Well last night was ABSOLUTE HELL !!! I couldn't get to sleep at all as the pains continued through the night. To make things even better the lady who lives above me decided to start vacuuming at 4am. I couldn't leave my apartment to complain as my oldest was asleep, youngest was wide awake from the noise & I was in pain, so I sent her a nice little message on facebook. This is what I wrote "are u kidding me? It's 4am on a SUNDAY & u're up there running a vacumm !!!! I think you need to re-investigate the noise by-law which prohibits ANY excessive noise after 11pm & before 8am. I'm asking nicely that you refrain from it in the future as I have 2 young children in my apartment & a new baby due in a few months. Next step will be contacting the board with a formal complaint & then if it continues I will have NO choice but to file a report for noise with the police.Trying to be nice, but when my kids & I get woken up by u banging a vacuum around at insane hours or the COUNTLESS times I've ignored the banging when Ben was up early.. it gets VERY draining as NO ONE in my apartment sleeps then." I thought it was to the point enough, but still polite considering it was after 4am. Instead I get a response back claiming I'm harassing her & she's filing charges. WOW !

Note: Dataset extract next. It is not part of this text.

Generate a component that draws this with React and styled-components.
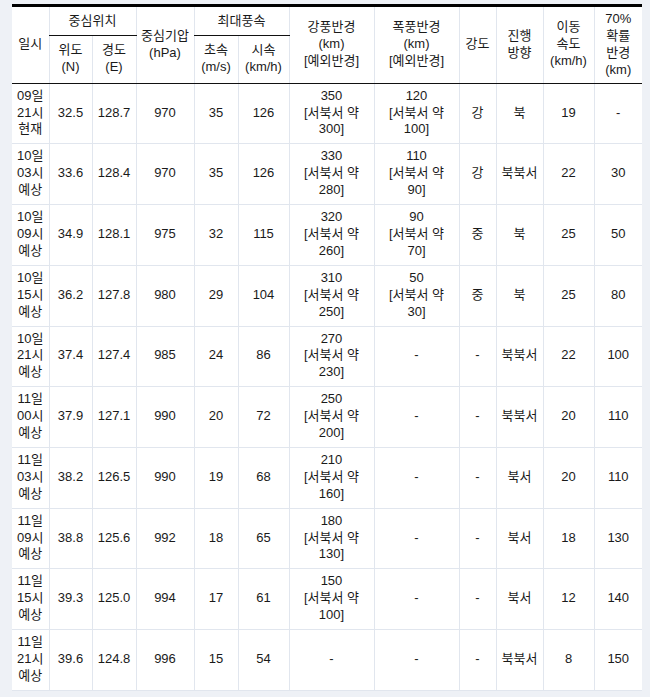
import React from "react";
import styled, { createGlobalStyle } from "styled-components";

const GlobalStyle = createGlobalStyle`
  html, body {
    margin: 0;
    background: #eef1f6;
  }
  body {
    font-family: "Liberation Sans", "Noto Sans CJK KR", sans-serif;
    color: #1a1a1a;
  }
`;

const rows = [
  { date: ["09일", "21시", "현재"], lat: "32.5", lon: "128.7", hpa: "970", ms: "35", kmh: "126", gale: ["350", "[서북서 약", "300]"], storm: ["120", "[서북서 약", "100]"], power: "강", dir: "북", speed: "19", radius: "-" },
  { date: ["10일", "03시", "예상"], lat: "33.6", lon: "128.4", hpa: "970", ms: "35", kmh: "126", gale: ["330", "[서북서 약", "280]"], storm: ["110", "[서북서 약", "90]"], power: "강", dir: "북북서", speed: "22", radius: "30" },
  { date: ["10일", "09시", "예상"], lat: "34.9", lon: "128.1", hpa: "975", ms: "32", kmh: "115", gale: ["320", "[서북서 약", "260]"], storm: ["90", "[서북서 약", "70]"], power: "중", dir: "북", speed: "25", radius: "50" },
  { date: ["10일", "15시", "예상"], lat: "36.2", lon: "127.8", hpa: "980", ms: "29", kmh: "104", gale: ["310", "[서북서 약", "250]"], storm: ["50", "[서북서 약", "30]"], power: "중", dir: "북", speed: "25", radius: "80" },
  { date: ["10일", "21시", "예상"], lat: "37.4", lon: "127.4", hpa: "985", ms: "24", kmh: "86", gale: ["270", "[서북서 약", "230]"], storm: ["-"], power: "-", dir: "북북서", speed: "22", radius: "100" },
  { date: ["11일", "00시", "예상"], lat: "37.9", lon: "127.1", hpa: "990", ms: "20", kmh: "72", gale: ["250", "[서북서 약", "200]"], storm: ["-"], power: "-", dir: "북북서", speed: "20", radius: "110" },
  { date: ["11일", "03시", "예상"], lat: "38.2", lon: "126.5", hpa: "990", ms: "19", kmh: "68", gale: ["210", "[서북서 약", "160]"], storm: ["-"], power: "-", dir: "북서", speed: "20", radius: "110" },
  { date: ["11일", "09시", "예상"], lat: "38.8", lon: "125.6", hpa: "992", ms: "18", kmh: "65", gale: ["180", "[서북서 약", "130]"], storm: ["-"], power: "-", dir: "북서", speed: "18", radius: "130" },
  { date: ["11일", "15시", "예상"], lat: "39.3", lon: "125.0", hpa: "994", ms: "17", kmh: "61", gale: ["150", "[서북서 약", "100]"], storm: ["-"], power: "-", dir: "북서", speed: "12", radius: "140" },
  { date: ["11일", "21시", "예상"], lat: "39.6", lon: "124.8", hpa: "996", ms: "15", kmh: "54", gale: ["-"], storm: ["-"], power: "-", dir: "북북서", speed: "8", radius: "150" },
];

const colWidths = [37, 43, 44, 58, 44, 51, 85, 85, 37, 47, 51, 48];

const Page = styled.div`
  padding: 4px 8px 8px 12px;
`;

const Table = styled.table`
  width: 630px;
  table-layout: fixed;
  border-collapse: collapse;
  background: #fff;
  border-top: 3px solid #000;
  font-size: 13px;
  line-height: 16.9px;
  text-align: center;
`;

const Th = styled.th`
  font-weight: normal;
  padding: 4px 0;
  border-left: 1px solid #e1e6ee;
  border-bottom: 1px solid #111;
  vertical-align: middle;
  &:first-child {
    border-left: none;
  }
`;

const SubTh = styled(Th)`
  &:first-child {
    border-left: 1px solid #e1e6ee;
  }
`;

const Td = styled.td`
  padding: 4px 0 5px;
  border-left: 1px solid #e1e6ee;
  border-bottom: 1px solid #e1e6ee;
  vertical-align: middle;
  &:first-child {
    border-left: none;
  }
`;

const Lines = ({ items }) =>
  items.map((t, i) => (
    <React.Fragment key={i}>
      {i > 0 && <br />}
      {t}
    </React.Fragment>
  ));

export default function App() {
  return (
    <Page>
      <GlobalStyle />
      <Table>
        <colgroup>
          {colWidths.map((w, i) => (
            <col key={i} style={{ width: w }} />
          ))}
        </colgroup>
        <thead>
          <tr>
            <Th rowSpan={2}>일시</Th>
            <Th colSpan={2}>중심위치</Th>
            <Th rowSpan={2}><Lines items={["중심기압", "(hPa)"]} /></Th>
            <Th colSpan={2}>최대풍속</Th>
            <Th rowSpan={2}><Lines items={["강풍반경", "(km)", "[예외반경]"]} /></Th>
            <Th rowSpan={2}><Lines items={["폭풍반경", "(km)", "[예외반경]"]} /></Th>
            <Th rowSpan={2}>강도</Th>
            <Th rowSpan={2}><Lines items={["진행", "방향"]} /></Th>
            <Th rowSpan={2}><Lines items={["이동", "속도", "(km/h)"]} /></Th>
            <Th rowSpan={2}><Lines items={["70%", "확률", "반경", "(km)"]} /></Th>
          </tr>
          <tr>
            <SubTh><Lines items={["위도", "(N)"]} /></SubTh>
            <SubTh><Lines items={["경도", "(E)"]} /></SubTh>
            <SubTh><Lines items={["초속", "(m/s)"]} /></SubTh>
            <SubTh><Lines items={["시속", "(km/h)"]} /></SubTh>
          </tr>
        </thead>
        <tbody>
          {rows.map((r, i) => (
            <tr key={i}>
              <Td><Lines items={r.date} /></Td>
              <Td>{r.lat}</Td>
              <Td>{r.lon}</Td>
              <Td>{r.hpa}</Td>
              <Td>{r.ms}</Td>
              <Td>{r.kmh}</Td>
              <Td><Lines items={r.gale} /></Td>
              <Td><Lines items={r.storm} /></Td>
              <Td>{r.power}</Td>
              <Td>{r.dir}</Td>
              <Td>{r.speed}</Td>
              <Td>{r.radius}</Td>
            </tr>
          ))}
        </tbody>
      </Table>
    </Page>
  );
}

I noticed when I got my new prescription for my Fentanyl that these particular patches weren't lasting more then 36 hours IF I was lucky. Last night I put a new 1 on & within 12 hours I was in such horrible pain & withdrawals I thought I was gonna die. My girls sat here & had to watch while I was kicking & screaming in agony. I was freezing cold yet soaked in sweat. My heart was racing, hands & feet were ice cold & I couldn't see straight. I called over to the pharmacy & explained the problem. Apparently I'm not the only person who has had issues with that particular lot group, so they asked for me to bring them 1 of them & issued a new 1. They're calling the manufacturer to report the issue & will let me know tomorrow about replacing the rest of the prescription as I can't be changing them every 10 hours. While leaving the girls saw their "donor" & started screaming that they wanted him. I was in too much pain to try & argue it or avoid it so I gave in & let him come back. I dunno what I was thinking, maybe hoping that we could sit & talk. I do love him still, but he's put me through such hell that I'm terrified to even think of letting him back in. I got him to put the new patch on & thankfully it only took a few hours for it to work, but when it did kick in I fell sound asleep, I think from the sheer exhaustion of no sleep for the last 2 days. 2 hours later I woke up to my youngest screaming she wanted mommy & my oldest arguing with her father. So nice to know that he hasn't grown up at all.
I'm on the fence on whether I should let him stay the rest of the day & have him leave after the kids go to bed, let him stay & try to talk later, OR get his *** out now? HELP !?!?
Thanks ladies for reading the LONG posts & for your help. Any suggestions for the pregnancy pains, back pains, med issues & marriage crap is appreciated.